== Task requirements ==
Look through the data for the string "that". Copy every line where it is found.

== Data section ==
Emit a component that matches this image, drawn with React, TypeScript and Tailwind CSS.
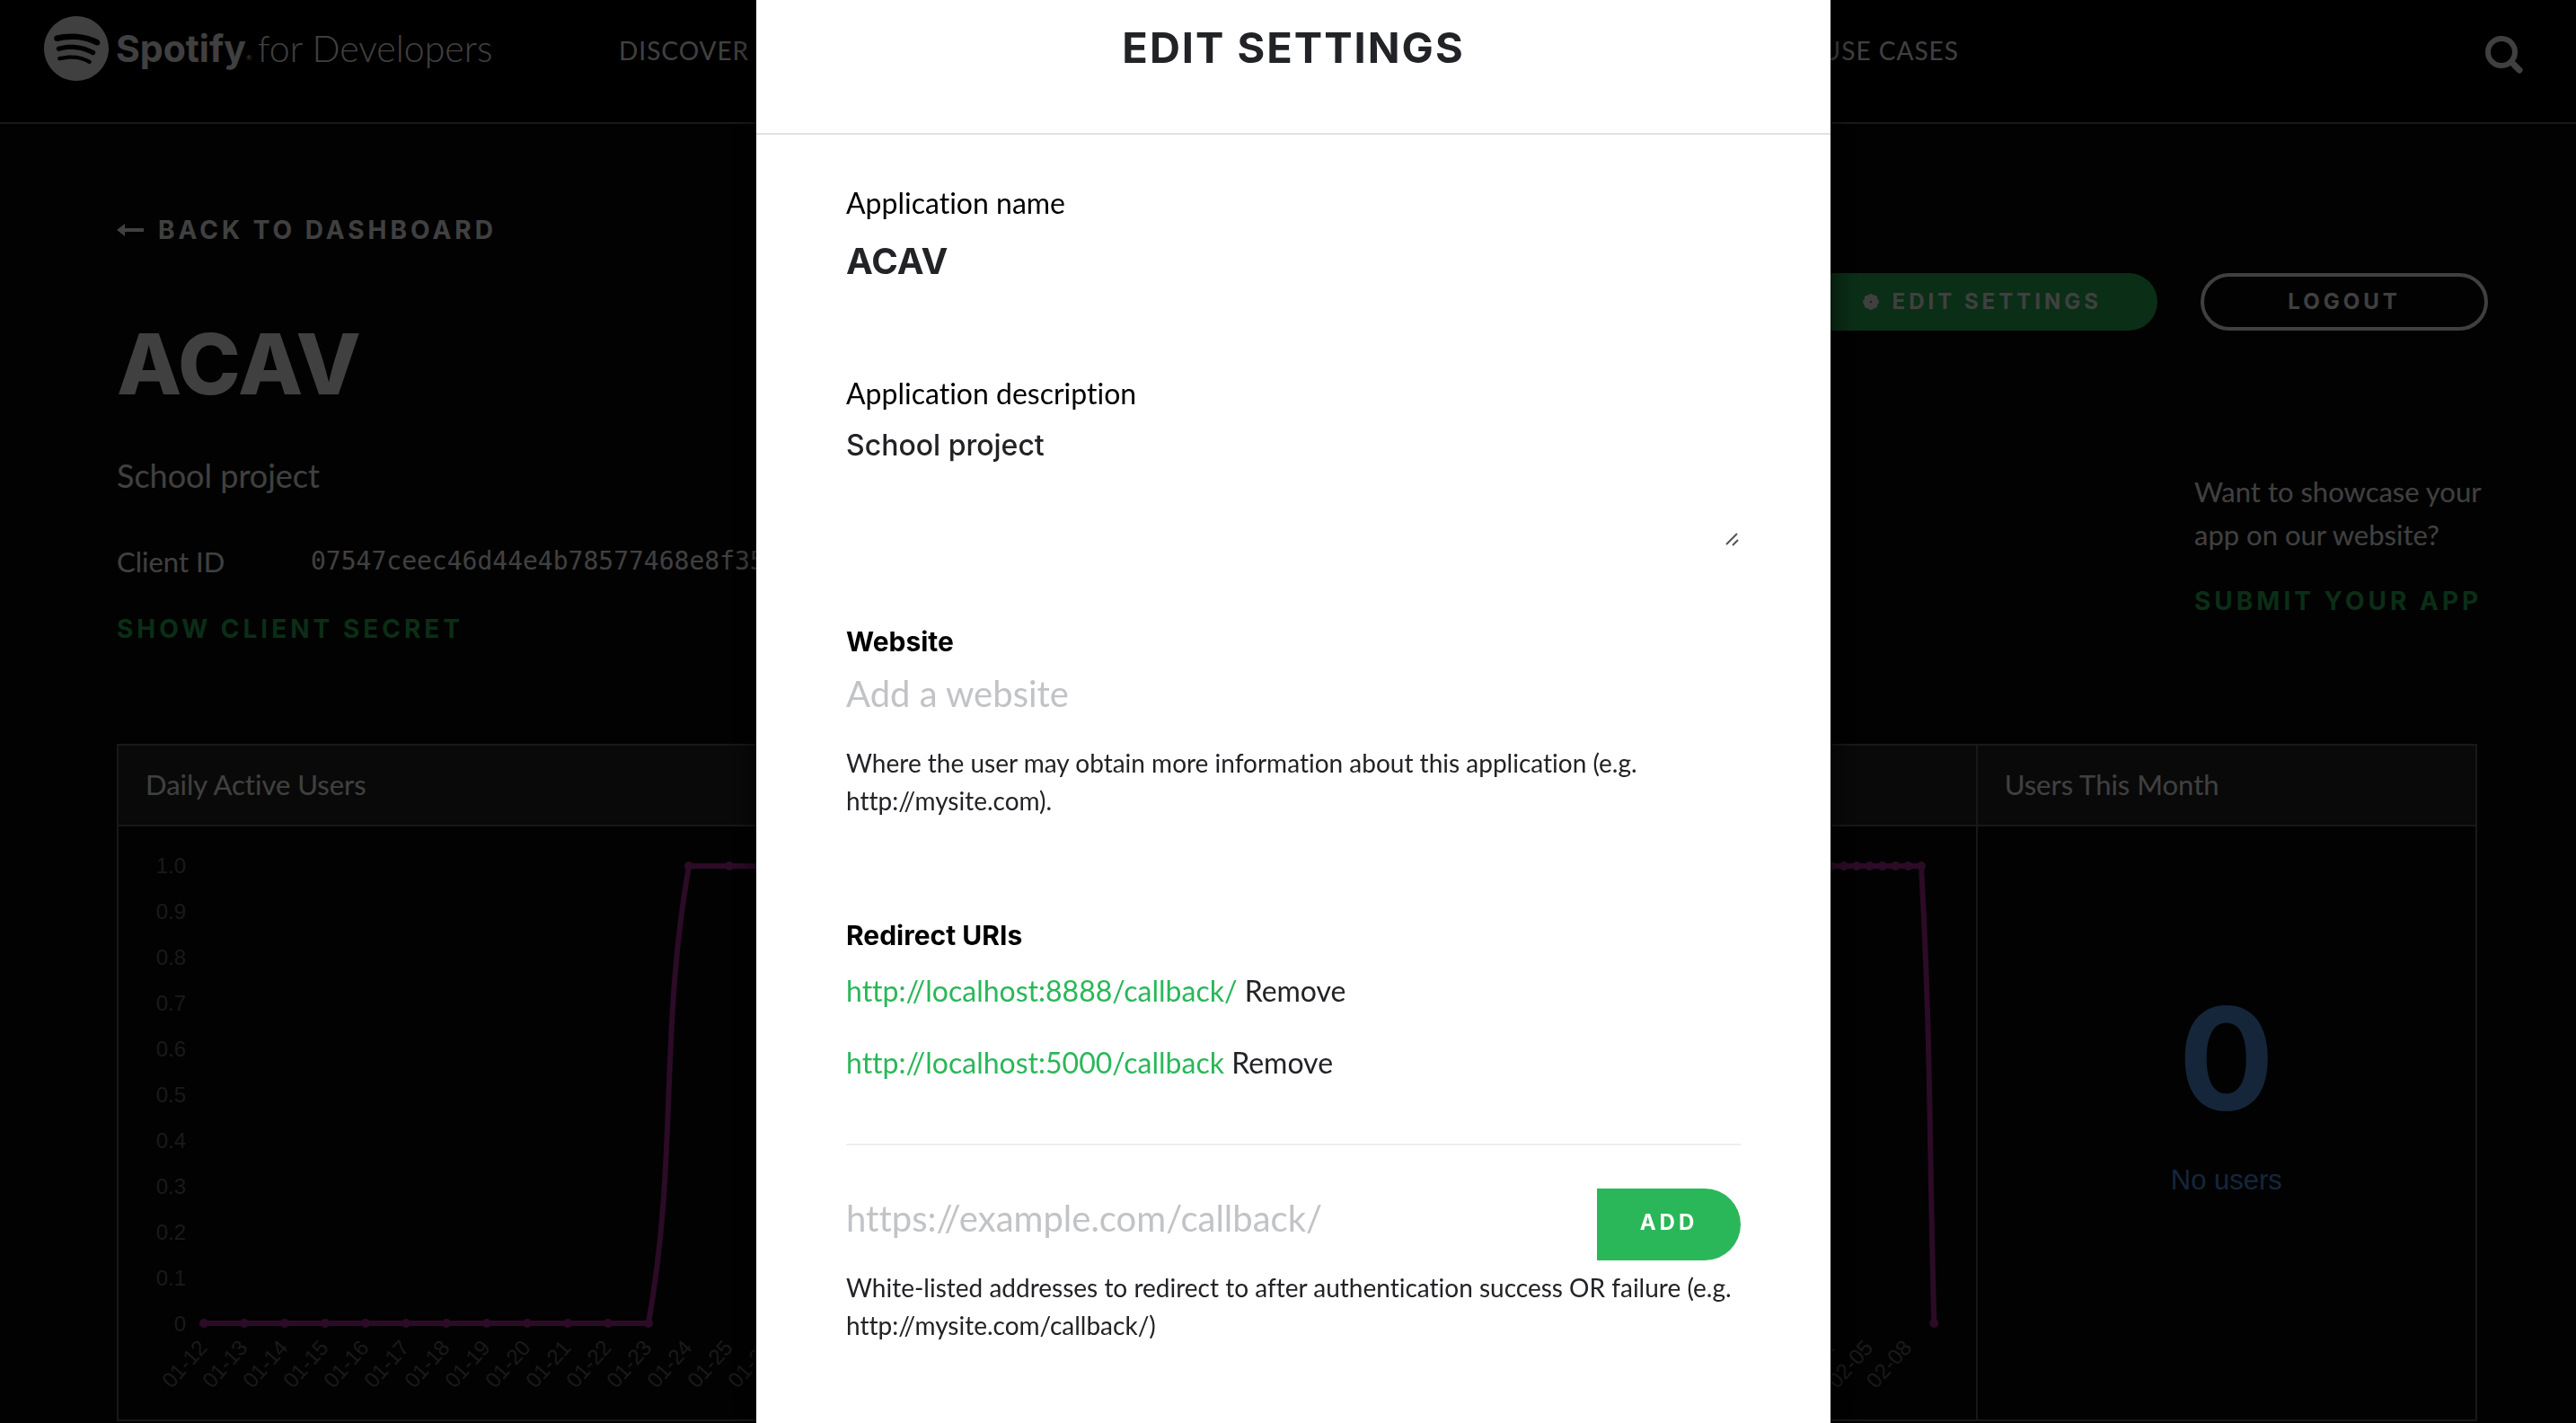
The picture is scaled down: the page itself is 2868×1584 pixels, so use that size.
import { SiSpotify } from "react-icons/si";

const navItems = ["DISCOVER", "DOCS", "CONSOLE", "COMMUNITY", "DASHBOARD", "USE CASES"];

const PLOT_TOP = 44;
const PLOT_BOTTOM = 553;
const LEFT = 95;

const yTicks = ["0", "0.1", "0.2", "0.3", "0.4", "0.5", "0.6", "0.7", "0.8", "0.9", "1.0"];

type Point = { x: number; y: number };

function dayLabel(offset: number) {
  const date = new Date(Date.UTC(2021, 0, 12 + offset));
  return date.toISOString().slice(5, 10);
}

/* Smoothed path with control points kept inside the plot area. */
function smoothPath(points: Point[]) {
  const clamp = (y: number) => Math.min(PLOT_BOTTOM, Math.max(PLOT_TOP, y));
  const controls = points.map((p, i) => {
    const prev = points[i - 1] ?? p;
    const next = points[i + 1] ?? p;
    const before = Math.hypot(p.x - prev.x, p.y - prev.y);
    const after = Math.hypot(next.x - p.x, next.y - p.y);
    const total = before + after || 1;
    const a = (0.4 * before) / total;
    const b = (0.4 * after) / total;
    return {
      inX: p.x - a * (next.x - prev.x),
      inY: clamp(p.y - a * (next.y - prev.y)),
      outX: p.x + b * (next.x - prev.x),
      outY: clamp(p.y + b * (next.y - prev.y)),
    };
  });
  return points
    .map((p, i) =>
      i === 0
        ? `M${p.x} ${p.y}`
        : `C${controls[i - 1].outX} ${controls[i - 1].outY} ${controls[i].inX} ${controls[i].inY} ${p.x} ${p.y}`,
    )
    .join(" ");
}

function LineChart({
  values,
  step,
  labelEvery,
  labelStart,
  name,
}: {
  values: number[];
  step: number;
  labelEvery: number;
  labelStart: number;
  name: string;
}) {
  const points = values.map((v, i) => ({
    x: LEFT + i * step,
    y: PLOT_BOTTOM - v * (PLOT_BOTTOM - PLOT_TOP),
  }));
  return (
    <svg className="block h-[660px] w-full" role="img" aria-label={name}>
      <g fill="#666" fontFamily="Liberation Sans, Arial, sans-serif" fontSize="24">
        {yTicks.map((t, i) => (
          <text key={t} x="75" y={PLOT_BOTTOM - i * 51 + 9} textAnchor="end">
            {t}
          </text>
        ))}
        {points.map((p, i) =>
          i % labelEvery === 0 ? (
            <text
              key={i}
              x={p.x + 5}
              y="581"
              textAnchor="end"
              transform={`rotate(-48 ${p.x + 5} 581)`}
            >
              {dayLabel(labelStart + i)}
            </text>
          ) : null,
        )}
      </g>
      <path d={smoothPath(points)} fill="none" stroke="#ae2d9c" strokeWidth="6" />
      {points.map((p, i) => (
        <circle key={i} cx={p.x} cy={p.y} r="5" fill="#ae2d9c" />
      ))}
    </svg>
  );
}

function ArrowLeft() {
  return (
    <svg width="30" height="14" viewBox="0 0 30 14" fill="currentColor" aria-hidden="true">
      <path d="M0 7 9 0V5H30V9H9V14Z" />
    </svg>
  );
}

function Gear() {
  const lobes = [0, 45, 90, 135, 180, 225, 270, 315];
  return (
    <svg width="20" height="20" viewBox="-10 -10 20 20" fill="currentColor" aria-hidden="true">
      <path
        fillRule="evenodd"
        d="M0-7.600A7.600 7.600 0 1 1 0 7.600A7.600 7.600 0 1 1 0-7.600ZM0-1.300A1.300 1.300 0 1 0 0 1.300A1.300 1.300 0 1 0 0-1.300Z"
      />
      {lobes.map((a) => (
        <circle key={a} cx="0" cy="-6" r="3" transform={`rotate(${a})`} />
      ))}
    </svg>
  );
}

function Card({ title, children }: { title: string; children: React.ReactNode }) {
  return (
    <section className="min-w-0 border-l-2 border-[#5f5f5f] first:border-l-0">
      <h2 className="flex h-[90px] items-center border-b-2 border-[#5f5f5f] bg-[#242424] px-[30px] pb-0.5 text-[31px]">
        {title}
      </h2>
      {children}
    </section>
  );
}

function Page() {
  const daily = Array.from({ length: 21 }, (_, i) => (i < 12 ? 0 : 1));
  const monthly = Array.from({ length: 63 }, (_, i) => (i < 35 || i === 62 ? 0 : 1));
  return (
    <div className="min-h-screen bg-[#080808] text-white">
      <header className="border-b-2 border-[#666] bg-black pb-6">
        <div className="flex h-28 items-center">
          <a href="#home" className="flex w-[648px] shrink-0 items-center pb-1 pl-[49px]">
            <SiSpotify className="size-[72px]" aria-hidden="true" />
            <span className="ml-2 font-['Inter'] text-[41px] leading-[48px] font-bold">Spotify</span>
            <span className="pt-5 text-[8px] leading-[10px]">®</span>
            <span className="ml-1.5 text-[41px] leading-[48px] font-light">for Developers</span>
          </a>
          <nav className="flex flex-1 justify-between pl-[41px] text-[28px] tracking-[1px]">
            {navItems.map((n) => (
              <a key={n} href={`#${n.toLowerCase().replace(" ", "-")}`} className="whitespace-nowrap">
                {n}
              </a>
            ))}
          </nav>
          <div className="flex w-[687px] shrink-0 justify-end pt-2.5 pr-[58px]">
            <button type="button" aria-label="Search">
              <svg width="44" height="44" viewBox="0 0 44 44" fill="none" stroke="currentColor" aria-hidden="true">
                <circle cx="19" cy="19" r="15" strokeWidth="6" />
                <path d="M30 30 39 39" strokeWidth="7" strokeLinecap="round" />
              </svg>
            </button>
          </div>
        </div>
      </header>

      <main>
        <div className="flex justify-between pr-[98px] pl-[130px]">
          <div className="flex flex-col items-start pt-[98px]">
            <a
              href="#dashboard"
              className="flex items-center gap-4 font-['Inter'] text-[28px] leading-10 font-bold tracking-[4px]"
            >
              <ArrowLeft />
              BACK TO DASHBOARD
            </a>
            <h1 className="mt-[73px] font-['Inter'] text-[94px] leading-28 font-extrabold">ACAV</h1>
            <p className="mt-11 text-[36px] leading-12">School project</p>
            <dl className="mt-[52px] flex items-center text-[31px] leading-10">
              <dt className="w-[216px]">Client ID</dt>
              <dd className="font-['DejaVu_Sans_Mono'] text-[28px]">07547ceec46d44e4b78577468e8f3542</dd>
            </dl>
            <button
              type="button"
              className="mt-[35px] font-['Inter'] text-[28px] leading-10 font-bold tracking-[4px] text-[#2ab759]"
            >
              SHOW CLIENT SECRET
            </button>
          </div>

          <div className="flex flex-col items-end pt-[166px]">
            <div className="flex gap-12 font-['Inter'] text-[24px] font-bold tracking-[4px]">
              <button
                type="button"
                className="flex h-16 items-center gap-3.5 rounded-full bg-[#2ab759] pr-[62px] pl-[68px]"
              >
                <Gear />
                EDIT SETTINGS
              </button>
              <button type="button" className="h-16 w-[320px] rounded-full border-4 border-white">
                LOGOUT
              </button>
            </div>
            <div className="mt-[155px] w-[327px] whitespace-nowrap">
              <p className="text-[31px] leading-12">
                Want to showcase your
                <br />
                app on our website?
              </p>
              <a
                href="#submit"
                className="mt-[30px] block font-['Inter'] text-[28px] leading-10 font-bold tracking-[4px] text-[#2ab759]"
              >
                SUBMIT YOUR APP
              </a>
            </div>
          </div>
        </div>

        <div className="mt-[108px] mr-[110px] ml-[130px] grid grid-cols-[1035fr_1035fr_557fr] border-2 border-[#5f5f5f]">
          <Card title="Daily Active Users">
            <LineChart name="Daily active users" values={daily} step={45} labelEvery={1} labelStart={0} />
          </Card>
          <Card title="Monthly Active Users">
            <LineChart name="Monthly active users" values={monthly} step={14.36} labelEvery={3} labelStart={-33} />
          </Card>
          <Card title="Users This Month">
            <div className="flex flex-col items-center pt-[176px] text-[#5498ec]">
              <strong className="font-['Inter'] text-[158px] leading-[164px] font-bold">0</strong>
              <span className="mt-[34px] font-['Liberation_Sans'] text-[31px] leading-10">No users</span>
            </div>
          </Card>
        </div>
      </main>
    </div>
  );
}

function EditSettings() {
  return (
    <div className="fixed inset-0 flex justify-center overflow-hidden bg-black/75 pl-3">
      <div
        role="dialog"
        aria-modal="true"
        aria-labelledby="dialog-title"
        className="min-h-full w-[1196px] bg-white text-[#222326] shadow-[0_0_30px_rgba(0,0,0,0.8)]"
      >
        <div className="border-b-2 border-[#e1e1e3] pt-6 pb-[66px] text-center">
          <h2
            id="dialog-title"
            className="font-['Inter'] text-[47px] leading-[58px] font-bold tracking-[2px]"
          >
            EDIT SETTINGS
          </h2>
        </div>
        <form className="flex flex-col px-[100px] pt-14">
          <label htmlFor="name" className="text-[32px] leading-10 text-black">
            Application name
          </label>
          <input
            id="name"
            defaultValue="ACAV"
            className="mt-5 h-[50px] font-['Inter'] text-[40px] font-bold outline-none"
          />

          <label htmlFor="description" className="mt-[102px] text-[32px] leading-10 text-black">
            Application description
          </label>
          <div className="relative mt-3.5">
            <textarea
              id="description"
              defaultValue="School project"
              className="block h-[136px] w-full resize-none font-['Inter'] text-[32px] leading-12 font-medium outline-none"
            />
            <svg
              className="pointer-events-none absolute right-0.5 bottom-0"
              width="16"
              height="16"
              viewBox="0 0 16 16"
              stroke="#555"
              strokeWidth="2"
              aria-hidden="true"
            >
              <path d="M2 14 14 2M9 15 15 9" />
            </svg>
          </div>

          <label htmlFor="website" className="mt-[86px] font-['Inter'] text-[30px] leading-10 font-bold text-black">
            Website
          </label>
          <input
            id="website"
            placeholder="Add a website"
            className="mt-2.5 h-14 text-[40px] outline-none placeholder:text-[#c1c3c6]"
          />
          <p className="mt-7 text-[28px] leading-[42px]">
            Where the user may obtain more information about this application (e.g. http://mysite.com).
          </p>

          <label htmlFor="redirect" className="mt-[109px] font-['Inter'] text-[30px] leading-10 font-bold text-black">
            Redirect URIs
          </label>
          <ul className="mt-[18px] flex flex-col gap-8 text-[32px] leading-12">
            {["http://localhost:8888/callback/", "http://localhost:5000/callback"].map((uri) => (
              <li key={uri}>
                <a href={uri} className="text-[#2ab759]">
                  {uri}
                </a>{" "}
                <button type="button">Remove</button>
              </li>
            ))}
          </ul>
          <div className="mt-[66px] flex items-start border-t-2 border-[#eeeeef] pt-12">
            <input
              id="redirect"
              placeholder="https://example.com/callback/"
              className="h-[66px] min-w-0 flex-1 text-[40px] outline-none placeholder:text-[#c1c3c6]"
            />
            <button
              type="button"
              className="h-20 w-40 rounded-r-full bg-[#2ab759] pb-1 font-['Inter'] text-[24px] font-bold tracking-[4px] text-white"
            >
              ADD
            </button>
          </div>
          <p className="mt-[9px] text-[28px] leading-[42px]">
            White-listed addresses to redirect to after authentication success OR failure (e.g.
            http://mysite.com/callback/)
          </p>
        </form>
      </div>
    </div>
  );
}

export default function App() {
  return (
    <div className="font-['Lato',sans-serif] [font-variant-ligatures:none]">
      <Page />
      <EditSettings />
    </div>
  );
}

== Exercise solution ==
Emit a component that matches this image, drawn with React, TypeScript and Tailwind CSS.
The picture is scaled down: the page itself is 2868×1584 pixels, so use that size.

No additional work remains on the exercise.